芋虫の口に当たる部分からオレンジ色の液体が漏れ出てきていたのだ。
「うえええ!」僕が吐き気を催した悲鳴をあげる。
「うおおお、なんやこれええ」Mが咄嗟に立ち上がって後ずさった。
さっきより動きがゆっくりになっている気がする。弱っているのだ。
「棒でつつくからやん!」
「俺は道路の端に寄せたろうとしただけや!やったらお前が持って動かしたらよかったやんけ!」
「そんなん無理や!」
「俺だって無理や」
僕とMが言い合う中、Oはもがく芋虫を嫌な顔で見ていた。そして何かに気づくように顔を上げる。
「おい!車や!車くる!」
僕とMはばっと振り返ると、道の向こうから一台のセダンがやってきていた。
「やばい!はよ動かそうや!ひかれる!」
3人が3人、思い思いに慌てふためきながら、どうするどうすると、芋虫を触ろうとしては止めるのを繰り返し、仕方がないともう一度棒で転がそうと芋虫の横腹から押すように振れると、オレンジ色の液がまた漏れてきて阿鼻叫喚の中飛び退いたりしているうちに車はもうそこまで来ていた。
もう間に合わない。
「頼む!踏まんといてくれ!」そう祈りながら僕らは道の端に走り寄って目を瞑った。
車のエンジン音がどんどん近づいてくる。
音が最大限に近づき、排気ガスの臭いが強くなる。

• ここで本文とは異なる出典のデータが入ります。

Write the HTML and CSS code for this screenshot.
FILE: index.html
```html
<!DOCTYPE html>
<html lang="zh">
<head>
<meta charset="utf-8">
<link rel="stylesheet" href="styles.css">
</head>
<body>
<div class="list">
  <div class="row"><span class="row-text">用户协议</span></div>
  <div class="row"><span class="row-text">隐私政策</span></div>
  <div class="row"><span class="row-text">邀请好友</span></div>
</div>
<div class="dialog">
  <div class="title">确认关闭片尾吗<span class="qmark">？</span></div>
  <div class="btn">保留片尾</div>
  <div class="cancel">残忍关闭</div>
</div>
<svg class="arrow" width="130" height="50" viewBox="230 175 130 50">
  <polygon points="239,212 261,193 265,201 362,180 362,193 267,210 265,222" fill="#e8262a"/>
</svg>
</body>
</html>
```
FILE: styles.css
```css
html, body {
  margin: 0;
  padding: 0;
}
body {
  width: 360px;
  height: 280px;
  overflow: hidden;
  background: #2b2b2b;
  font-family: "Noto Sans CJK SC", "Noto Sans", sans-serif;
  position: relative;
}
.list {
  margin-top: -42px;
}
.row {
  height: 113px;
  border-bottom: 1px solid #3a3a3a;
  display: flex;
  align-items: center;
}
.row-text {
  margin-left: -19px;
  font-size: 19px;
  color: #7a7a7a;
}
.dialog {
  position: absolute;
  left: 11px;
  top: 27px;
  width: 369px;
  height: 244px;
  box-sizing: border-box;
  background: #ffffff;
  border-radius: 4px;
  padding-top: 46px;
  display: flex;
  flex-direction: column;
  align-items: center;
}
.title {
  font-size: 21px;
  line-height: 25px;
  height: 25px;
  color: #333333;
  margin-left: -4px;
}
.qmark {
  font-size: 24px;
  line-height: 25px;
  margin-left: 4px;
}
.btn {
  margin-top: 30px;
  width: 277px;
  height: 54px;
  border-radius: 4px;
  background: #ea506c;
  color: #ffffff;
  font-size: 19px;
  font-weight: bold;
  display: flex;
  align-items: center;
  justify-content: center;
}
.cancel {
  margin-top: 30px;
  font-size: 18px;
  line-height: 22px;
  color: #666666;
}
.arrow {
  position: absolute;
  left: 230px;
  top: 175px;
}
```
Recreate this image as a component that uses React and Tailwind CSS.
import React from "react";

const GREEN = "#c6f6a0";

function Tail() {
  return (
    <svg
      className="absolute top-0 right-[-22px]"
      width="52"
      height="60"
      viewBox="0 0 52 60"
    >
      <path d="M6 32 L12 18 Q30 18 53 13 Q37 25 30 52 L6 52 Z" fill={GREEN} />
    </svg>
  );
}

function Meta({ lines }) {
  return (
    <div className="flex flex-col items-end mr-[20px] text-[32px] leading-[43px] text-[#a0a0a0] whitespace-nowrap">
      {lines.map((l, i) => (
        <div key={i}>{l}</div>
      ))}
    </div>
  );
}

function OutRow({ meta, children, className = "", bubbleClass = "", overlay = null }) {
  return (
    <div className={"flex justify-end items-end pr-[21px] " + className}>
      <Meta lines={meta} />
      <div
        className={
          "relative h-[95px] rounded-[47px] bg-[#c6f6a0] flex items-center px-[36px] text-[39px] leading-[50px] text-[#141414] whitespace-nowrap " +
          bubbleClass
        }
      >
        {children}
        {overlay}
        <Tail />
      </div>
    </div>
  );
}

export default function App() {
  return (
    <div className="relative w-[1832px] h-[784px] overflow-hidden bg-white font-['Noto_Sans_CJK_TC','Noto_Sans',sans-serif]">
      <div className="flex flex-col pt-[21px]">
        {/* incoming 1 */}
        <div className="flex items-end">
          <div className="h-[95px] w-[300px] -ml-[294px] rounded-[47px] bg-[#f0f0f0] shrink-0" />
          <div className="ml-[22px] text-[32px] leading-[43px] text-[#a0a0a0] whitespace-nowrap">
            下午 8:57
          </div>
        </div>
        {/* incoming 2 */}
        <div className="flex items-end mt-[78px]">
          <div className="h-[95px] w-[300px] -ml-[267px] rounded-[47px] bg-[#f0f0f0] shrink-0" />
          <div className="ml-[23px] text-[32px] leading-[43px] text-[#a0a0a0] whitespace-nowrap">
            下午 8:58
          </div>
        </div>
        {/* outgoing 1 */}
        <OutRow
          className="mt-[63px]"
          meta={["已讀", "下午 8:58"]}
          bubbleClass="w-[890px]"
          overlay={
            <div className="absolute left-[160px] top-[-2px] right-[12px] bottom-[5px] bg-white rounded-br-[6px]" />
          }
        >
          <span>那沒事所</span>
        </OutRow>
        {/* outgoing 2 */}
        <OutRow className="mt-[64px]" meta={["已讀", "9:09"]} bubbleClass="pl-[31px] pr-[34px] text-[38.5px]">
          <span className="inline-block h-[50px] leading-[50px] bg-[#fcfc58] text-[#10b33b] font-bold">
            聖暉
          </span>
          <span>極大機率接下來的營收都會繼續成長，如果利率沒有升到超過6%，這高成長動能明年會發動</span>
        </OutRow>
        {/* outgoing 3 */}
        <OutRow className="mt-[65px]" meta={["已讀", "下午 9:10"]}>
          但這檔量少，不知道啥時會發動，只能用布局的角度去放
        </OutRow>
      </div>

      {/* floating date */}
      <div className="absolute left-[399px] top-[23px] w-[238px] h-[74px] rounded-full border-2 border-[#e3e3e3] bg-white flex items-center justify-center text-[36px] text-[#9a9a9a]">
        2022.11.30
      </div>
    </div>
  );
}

右から聞こえるエンジン音が正面に移動してくる。
音が最大限になった時、顔に何かが当たった。
「うええええええ!」Oの今日一番の絶叫で僕とMは目を開けた。
必死に顔を拭うO。それを見てまさかと思い僕も顔を必死で拭い、恐る恐る地面を、アイツがいた場所へ目を向けた。
そこにはかつて芋虫だった、黒い布の小さい端切れのような無惨な姿があった。
僕たちは何も言えなかった。僕たちにもっと勇気があれば。いや、こんな広い道路で車のタイヤがちょうど良く乗るか?わざとちゃうか?車が悪いんちゃうか。そもそもコイツは何でここにおるんや?
色んな思いが逡巡する中、Mが口を開いた。
「せめて俺たちはコイツのこと忘れんとこうな」
「そうやな…」僕とOは頷いた。
「忘れへんでペロリンキュー太」Mはそう言って芋虫の残骸に手を合わせた。
「俺も忘れへん」Oが続ける
「俺も」僕もそう言って手を合わせた。
「じゃあなペロリンキュー太」
ペロリンキュー太って何やねん…。そう思ったが、もうどうでも良かった。子供には言語化できない感情が渦巻く中、Mが急に名付けた「ペロリンキュー太」が感情の合間を右往左往して、悲しいはずなのに妙に冷めてる自分に混乱していた。
「ペロリンキュー太、ありがとう」
「ペロリンキュー太・・・」
Oも特に名付けに触れることなく、その名を受け入れ、芋虫に語りかけ、僕たちは静かにその場を後にしたのだった。